A file photo.
NEW DELHI (PTI): In order to boost manufacturing and reduce import dependence, the government on Thursday proposed to raise the foreign investment limit to 49 per cent in the defence sector.
While presenting the Budget 2014-15, Finance Minister Arun Jaitley said that India is the largest buyer of defence equipment in the world and the domestic manufacturing capacities are still at a nascent stage.
The country is buying substantial part of defence requirements directly from foreign players.
"Companies controlled by foreign governments and foreign private sector are supplying our defence requirements to us at a considerable outflow of foreign exchange.
"The composite cap of foreign exchange is being raised to 49 per cent with full Indian management and control through the FIPB route," he said.

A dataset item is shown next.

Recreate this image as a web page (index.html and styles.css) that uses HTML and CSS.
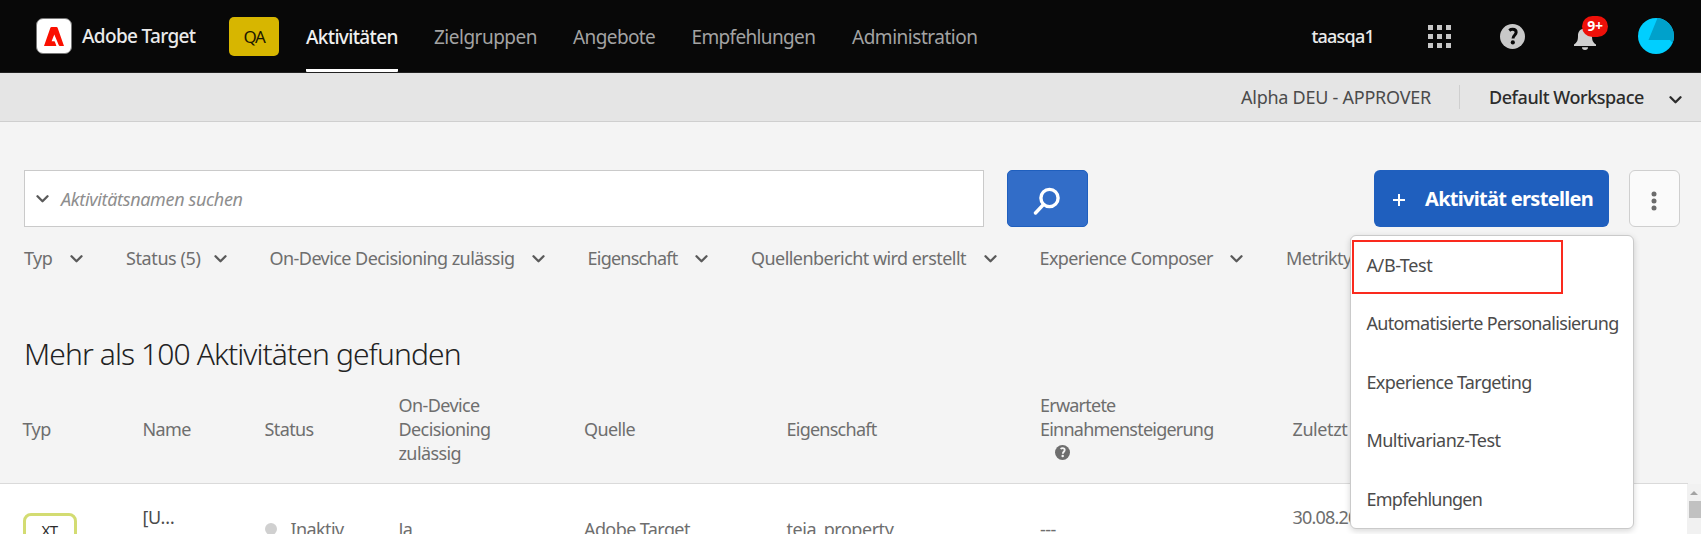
FILE: index.html
```html
<!DOCTYPE html>
<html lang="de">
<head>
<meta charset="utf-8">
<title>Adobe Target</title>
<link rel="stylesheet" href="styles.css">
</head>
<body>
<svg class="defs" width="0" height="0" aria-hidden="true">
  <symbol id="chev" viewBox="0 0 13 8"><path d="M1.5 1.3 6.5 6.3 11.5 1.3" fill="none" stroke="currentColor" stroke-width="2.3" stroke-linecap="round" stroke-linejoin="round"/></symbol>
  <symbol id="help" viewBox="0 0 24 24"><circle cx="12" cy="12" r="12" fill="currentColor"/><path d="M8.9 6.2C9.9 5.4 11 5.1 12.2 5.1c2.1 0 3.3 1.1 3.3 2.9 0 2.7-3 2.9-3 5.8" fill="none" stroke="var(--hole)" stroke-width="2.9"/><circle cx="12.3" cy="17.7" r="2" fill="var(--hole)"/></symbol>
</svg>
<header class="top">
  <div class="logo"><svg width="20" height="19" viewBox="0 0 20 19"><path d="M7.500 0h5q.8 0 1.100.8L20 19h-4.200q-.7 0-1-.7L10.300 7.400 7.600 14.200h2.600q.5 0 .7.500L12.400 19H0L6.400.8Q6.700 0 7.500 0z" fill="#fa0f00"/></svg></div>
  <span class="brand">Adobe Target</span>
  <span class="qa">QA</span>
  <nav class="nav">
    <a class="n1 active">Aktivitäten</a><a class="n2">Zielgruppen</a><a class="n3">Angebote</a><a class="n4">Empfehlungen</a><a class="n5">Administration</a>
  </nav>
  <span class="org">taasqa1</span>
  <svg class="apps" width="23" height="23" viewBox="0 0 23 23" fill="#c8c8c8"><path d="M0 0h5v5H0zM9 0h5v5H9zM18 0h5v5h-5zM0 9h5v5H0zM9 9h5v5H9zM18 9h5v5h-5zM0 18h5v5H0zM9 18h5v5H9zM18 18h5v5h-5z"/></svg>
  <svg class="help" width="25" height="25"><use href="#help"/></svg>
  <div class="bell"><svg width="22" height="24" viewBox="0 0 22 24" fill="#d0d0d0"><path d="M9 2.8C9 .3 13 .3 13 2.8c3.8.9 5 3.800 5 7.200 0 4.500 1 6.500 4 8.500V20H0v-1.500c3-2 4-4 4-8.500 0-3.400 1.200-6.300 5-7.200zM8 21.300h6a3 2.600 0 0 1-6 0z"/></svg><span class="count">9+</span></div>
  <svg class="avatar" width="36" height="36" viewBox="0 0 36 36"><circle cx="18" cy="18" r="18" fill="#00cfff"/><path d="M19.500.1A18 18 0 0 1 34.500 25L32 22H10.500z" fill="#00a1cb"/></svg>
</header>
<div class="workspace">
  <span class="role">Alpha DEU - APPROVER</span>
  <span class="ws">Default Workspace</span>
  <svg class="chev" width="13" height="8"><use href="#chev"/></svg>
</div>
<main>
  <div class="tools">
    <div class="search"><svg class="chev" width="13" height="8"><use href="#chev"/></svg><span class="ph">Aktivitätsnamen suchen</span></div>
    <div class="go"><svg width="27" height="28" viewBox="0 0 27 28" fill="none" stroke="#fff" stroke-width="3.400" stroke-linecap="round"><circle cx="16.500" cy="11" r="8.600"/><path d="M10.500 17.500 2.500 26"/></svg></div>
    <div class="create"><svg width="12" height="12" viewBox="0 0 12 12" stroke="#fff" stroke-width="2"><path d="M6 0v12M0 6h12"/></svg><span>Aktivität erstellen</span></div>
    <div class="more"><svg width="6" height="20" viewBox="0 0 6 20" fill="#6b6b6b"><circle cx="3" cy="3" r="2.500"/><circle cx="3" cy="10" r="2.500"/><circle cx="3" cy="17" r="2.500"/></svg></div>
  </div>
  <div class="filters">
    <span class="f f1"><span>Typ</span><svg class="chev" width="13" height="8"><use href="#chev"/></svg></span>
    <span class="f f2"><span>Status (5)</span><svg class="chev" width="13" height="8"><use href="#chev"/></svg></span>
    <span class="f f3"><span>On-Device Decisioning zulässig</span><svg class="chev" width="13" height="8"><use href="#chev"/></svg></span>
    <span class="f f4"><span>Eigenschaft</span><svg class="chev" width="13" height="8"><use href="#chev"/></svg></span>
    <span class="f f5"><span>Quellenbericht wird erstellt</span><svg class="chev" width="13" height="8"><use href="#chev"/></svg></span>
    <span class="f f6"><span>Experience Composer</span><svg class="chev" width="13" height="8"><use href="#chev"/></svg></span>
    <span class="f f7"><span>Metrikty</span></span>
  </div>
  <h1>Mehr als 100 Aktivitäten gefunden</h1>
  <div class="row head">
    <span>Typ</span><span>Name</span><span>Status</span><span>On-Device<br>Decisioning<br>zulässig</span><span>Quelle</span><span class="prop">Eigenschaft</span>
    <span class="lift">Erwartete<br>Einnahmensteigerung<br><svg class="tip" width="15" height="15"><use href="#help"/></svg></span><span class="last">Zuletzt</span>
  </div>
  <div class="list">
    <div class="row body">
      <span class="xt">XT</span><span class="name">[U…</span><span class="state"><i></i>Inaktiv</span><span>Ja</span><span>Adobe Target</span><span class="key">teja_property</span><span>---</span><span class="date">30.08.20</span>
    </div>
    <div class="scroll"><svg width="8" height="4" viewBox="0 0 8 4"><path d="M4 0 8 4H0z" fill="#a3a3a3"/></svg><div class="thumb"></div></div>
  </div>
</main>
<div class="menu">
  <a class="m1">A/B-Test</a><a class="m2">Automatisierte Personalisierung</a><a class="m3">Experience Targeting</a><a class="m4">Multivarianz-Test</a><a class="m5">Empfehlungen</a>
  <div class="mark"></div>
</div>
</body>
</html>
```
FILE: styles.css
```css
*{box-sizing:border-box}
body{margin:0;height:534px;overflow:hidden;position:relative;background:#f4f4f4;font-family:"Noto Sans","Open Sans",sans-serif;font-size:18px;line-height:24px;letter-spacing:-.6px;color:#6e6e6e}
svg{display:block;flex:none}
span,a{white-space:nowrap}
.defs{position:absolute}
.top{height:73px;background:#080808;border-bottom:1px solid #222;display:flex;align-items:center;padding-left:36px;color:#eaeaea}
.logo{width:36px;height:36px;border-radius:7px;background:#fff;border:1px solid #777;display:flex;align-items:center;justify-content:center;flex:none}
.brand{width:119px;margin-left:10px;font-size:19px;font-weight:500;letter-spacing:-.65px;margin-top:-1px}
.qa{margin-left:28px;width:50px;height:39px;border-radius:5px;background:#d7b600;color:#1c1800;font-size:17px;letter-spacing:-1.300px;line-height:40px;text-align:center;margin-top:1px}
.nav{display:flex;height:72px;margin-left:27px;line-height:75px;font-size:19px;color:#a3a3a3}
.nav a{height:72px}
.nav .active{color:#f0f0f0;font-weight:500;border-bottom:3px solid #fff;border-radius:1px}
.n1{width:92px;margin-right:36px;letter-spacing:-.65px}
.n2{width:103px;margin-right:36px;letter-spacing:-.5px}
.n3{width:83px;margin-right:35.500px;letter-spacing:-.6px}
.n4{width:124px;margin-right:36.500px;letter-spacing:-.65px}
.n5{width:126px;letter-spacing:-.48px}
.org{margin-left:333.500px;width:62.500px;font-weight:500;letter-spacing:-.8px;margin-top:-1px}
.apps{margin-left:54px}
.help{margin-left:49px;color:#c8c8c8;--hole:#080808}
.bell{position:relative;margin-left:49px;width:22px;padding-top:3px}
.count{position:absolute;left:8px;top:-7px;width:26px;height:21px;border-radius:11px;background:#ee1009;color:#fff;font-weight:700;font-size:14px;line-height:19px;letter-spacing:-.3px;text-align:center}
.avatar{margin-left:42px}
.workspace{height:49px;background:#e5e5e5;border-bottom:1px solid #cfcfcf;display:flex;align-items:center;justify-content:flex-end;padding-right:19px;color:#4b4b4b}
.role{width:219px;height:24px;border-right:1px solid #cfcfcf;letter-spacing:-.25px}
.ws{width:156px;margin:0 24px 0 29px;color:#2c2c2c;font-weight:500;letter-spacing:-.45px}
.workspace .chev{color:#2c2c2c;margin-top:5px}
.tools{display:flex;padding:48px 0 0 24px}
.search{width:960px;height:57px;background:#fff;border:1px solid #cacaca;display:flex;align-items:center;padding-left:10.500px}
.ph{margin-left:12.500px;font-style:italic;color:#8e8e8e;letter-spacing:-.35px}
.go{margin-left:23px;width:81px;height:57px;border-radius:5px;background:#326dc8;border:1px solid #1f5fbe;display:flex;align-items:center;justify-content:center;padding:4px 3px 0 0}
.create{margin-left:286px;width:235px;height:57px;border-radius:6px;background:#1f5fbe;color:#fff;font-size:20px;font-weight:700;display:flex;align-items:center;padding-left:19px;gap:20px;letter-spacing:-.7px}
.create svg{margin-top:3px}
.more{margin-left:20px;width:51px;height:57px;border:1px solid #cfcfcf;border-radius:6px;background:#fafafa;display:flex;align-items:center;justify-content:center;padding:4px 1px 0 0}
.filters{display:flex;padding:19px 0 0 24px;height:84px}
.f{display:flex;height:24px;align-items:center;justify-content:space-between;flex:none}
.chev{color:#5a5a5a}
.f .chev{margin-top:2px}
.f1{width:59px;margin-right:43px}
.f2{width:100.500px;margin-right:43px;letter-spacing:-.4px}
.f3{width:275.500px;margin-right:42.500px;letter-spacing:-.56px}
.f4{width:120.500px;margin-right:43px;letter-spacing:-.75px}
.f5{width:245.500px;margin-right:43px;letter-spacing:-.55px}
.f6{width:203px;margin-right:43.500px;letter-spacing:-.6px}
h1{margin:0;padding-left:24px;height:77px;font-size:30px;font-weight:300;line-height:86px;letter-spacing:-.9px;color:#222}
.row{display:grid;grid-template-columns:120px 122px 134px 185.500px 202.500px 253.500px 252.500px 1fr;padding-left:22.500px;align-items:center}
.head{height:96px;border-bottom:1px solid #dadada;padding-bottom:13px;width:1688px;letter-spacing:-.6px}
.prop{letter-spacing:-.75px}
.last{letter-spacing:-.4px}
.lift{letter-spacing:-.77px}
.tip{margin:4px 0 5px 15px;--hole:#f4f4f4}
.list{display:flex;height:55px;overflow:hidden;background:#fff}
.body{height:90px;width:1687px;flex:none}
.xt{width:54px;height:40px;border:3px solid #d3dc72;border-radius:8px;color:#2c2c2c;font-size:15px;letter-spacing:-.5px;line-height:29px;text-align:center;margin-top:8px}
.name{color:#4b4b4b;align-self:start;padding-top:21px;letter-spacing:-.3px}
.state{display:flex;align-items:center}
.state i{width:12px;height:12px;border-radius:6px;background:#d0d0d0;margin-right:14px}
.key{letter-spacing:-.45px}
.date{align-self:start;padding-top:21px;letter-spacing:-.8px}
.scroll{width:14px;background:#f1f1f1;display:flex;flex-direction:column;align-items:center;padding-top:7px}
.thumb{width:12px;height:17px;background:#c1c1c1;margin:6px 0 0 2px;flex:none}
.menu{position:absolute;left:1350px;top:235px;width:284px;height:294px;background:#fff;border:1px solid #cacaca;border-radius:6px;box-shadow:0 2px 6px rgba(0,0,0,.16);color:#4b4b4b;display:flex;flex-direction:column;padding-left:15.500px}
.menu a{line-height:58px;height:58.400px;flex:none}
.m1{letter-spacing:-.4px}
.m4{letter-spacing:-.55px}
.m2{letter-spacing:-.67px}
.m3{letter-spacing:-.65px}
.m5{letter-spacing:-.75px}
.mark{position:absolute;left:1px;top:4px;width:211px;height:54px;border:2px solid #fa2a1e}
```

At present, India permits 26 per cent FDI in the defence manufacturing. In April, the Commerce and Industry Ministry has said that companies engaged in the sector were not allowed to further increase foreign portfolio investment beyond August 2013 level.

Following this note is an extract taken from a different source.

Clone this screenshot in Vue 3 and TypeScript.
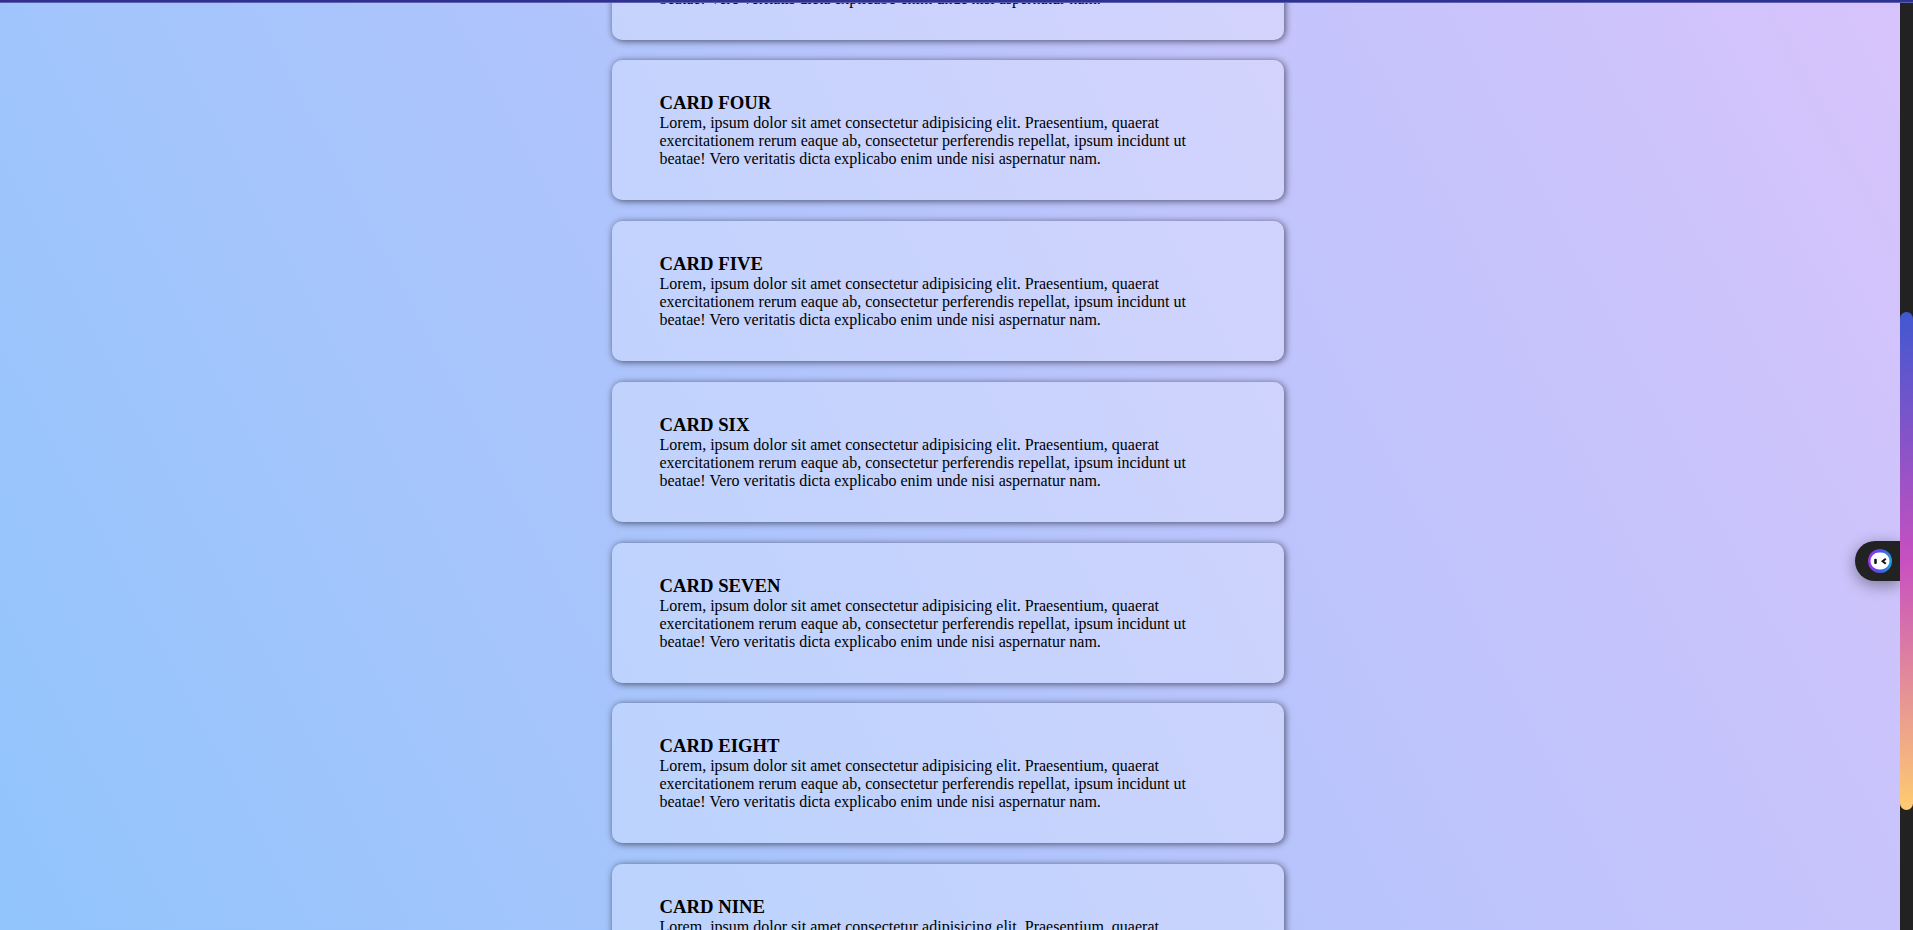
<script setup lang="ts">
import { computed, onMounted, onUnmounted, ref } from 'vue'

const names: string[] = ['ONE', 'TWO', 'THREE', 'FOUR', 'FIVE', 'SIX', 'SEVEN', 'EIGHT', 'NINE']
const body =
  'Lorem, ipsum dolor sit amet consectetur adipisicing elit. Praesentium, quaerat exercitationem rerum eaque ab, consectetur perferendis repellat, ipsum incidunt ut beatae! Vero veritatis dicta explicabo enim unde nisi aspernatur nam.'

const scroller = ref<HTMLElement | null>(null)
const position = ref(583)
const viewHeight = ref(930)
const pageHeight = ref(1737)

const thumbStyle = computed(() => ({
  top: `${(position.value / pageHeight.value) * 100}%`,
  height: `${(viewHeight.value / pageHeight.value) * 100}%`
}))

function measure(): void {
  const el = scroller.value
  if (!el) return
  position.value = el.scrollTop
  viewHeight.value = el.clientHeight
  pageHeight.value = el.scrollHeight
}

onMounted(() => {
  if (scroller.value) scroller.value.scrollTop = position.value
  measure()
  window.addEventListener('resize', measure)
})
onUnmounted(() => window.removeEventListener('resize', measure))
</script>

<template>
  <div class="shell">
    <div class="top-line"></div>
    <main ref="scroller" class="scroller" @scroll="measure">
      <div class="page">
        <section class="cards">
          <article v-for="name in names" :key="name" class="card">
            <h3>CARD {{ name }}</h3>
            <p>{{ body }}</p>
          </article>
        </section>
      </div>
    </main>
    <div class="track">
      <div class="thumb" :style="thumbStyle"></div>
      <button class="assistant" type="button" aria-label="Assistant">
        <svg width="24" height="24" viewBox="0 0 24 24" aria-hidden="true">
          <defs>
            <linearGradient id="ring" x1="0" y1="0.6" x2="1" y2="0.7">
              <stop offset="0" stop-color="#a034e8" />
              <stop offset="0.5" stop-color="#4a50f0" />
              <stop offset="1" stop-color="#18a8dc" />
            </linearGradient>
          </defs>
          <circle cx="12" cy="12" r="12" fill="url(#ring)" />
          <rect x="2.5" y="3.6" width="19" height="17" rx="8.5" fill="#fff" />
          <rect x="6.2" y="9.7" width="2.6" height="5.3" rx="1" fill="#151515" />
          <path d="M17.8 9.8 L14.6 12.3 L17.8 14.8" fill="none" stroke="#151515" stroke-width="2" />
        </svg>
      </button>
    </div>
  </div>
</template>

<style>
body {
  margin: 0;
}
</style>

<style scoped>
.shell {
  display: flex;
  height: 100vh;
  overflow: hidden;
  position: relative;
  font-family: 'Liberation Serif', 'Times New Roman', serif;
  color: #000;
}

.top-line {
  position: absolute;
  inset: 0 0 auto;
  z-index: 2;
  height: 2px;
  background: #2e3192;
  border-bottom: 1px solid #5c5fae;
}

.scroller {
  flex: 1;
  min-width: 0;
  overflow-y: scroll;
  scrollbar-width: none;
}

.page {
  padding: 161px 5px 150px 0;
  background: linear-gradient(62deg, #8ec5fc 0%, #e0c3fc 100%);
}

.cards {
  display: flex;
  flex-direction: column;
  justify-content: space-between;
  min-height: 1426px;
  max-width: 672px;
  margin: 0 auto;
}

.card {
  padding: 32px 48px;
  border-radius: 10px;
  background: rgba(255, 255, 255, 0.25);
  box-shadow: 1px 1px 7px rgba(0, 0, 0, 0.6);
}

h3 {
  margin: 0;
  line-height: 22px;
}

p {
  margin: 0;
  font-size: 16px;
  line-height: 18px;
}

.track {
  position: relative;
  width: 13px;
  background: #222;
}

.thumb {
  position: absolute;
  left: 0;
  width: 100%;
  border-radius: 7px;
  background: linear-gradient(#4158d0 0%, #c850c0 50%, #ffcc70 100%);
}

.assistant {
  position: absolute;
  right: 100%;
  top: calc(50% + 76px);
  display: flex;
  align-items: center;
  width: 45px;
  height: 40px;
  padding: 0 0 0 13px;
  border: 0;
  border-radius: 20px 0 0 20px;
  background: #222;
  box-shadow: 0 4px 16px rgba(0, 0, 0, 0.4);
  clip-path: inset(-30px 0 -30px -30px);
  cursor: pointer;
}
</style>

In April, the Ministry had said that "FPI/FII (through portfolio investment) in companies holding defence licence as on 22 August, 2013 will remain capped at the level existing as on the said date. No fresh FPI/FII is permitted even if the level of such investment falls below the capped level subsequently".
During 2001 and August 2013, 49 per cent foreign investment (26 per cent FDI + 23 per cent FII) was allowed in this sensitive sector.
During this time, India has attracted only USD 5 million investments.
India opened up the defence equipment industry to private sector in May 2001.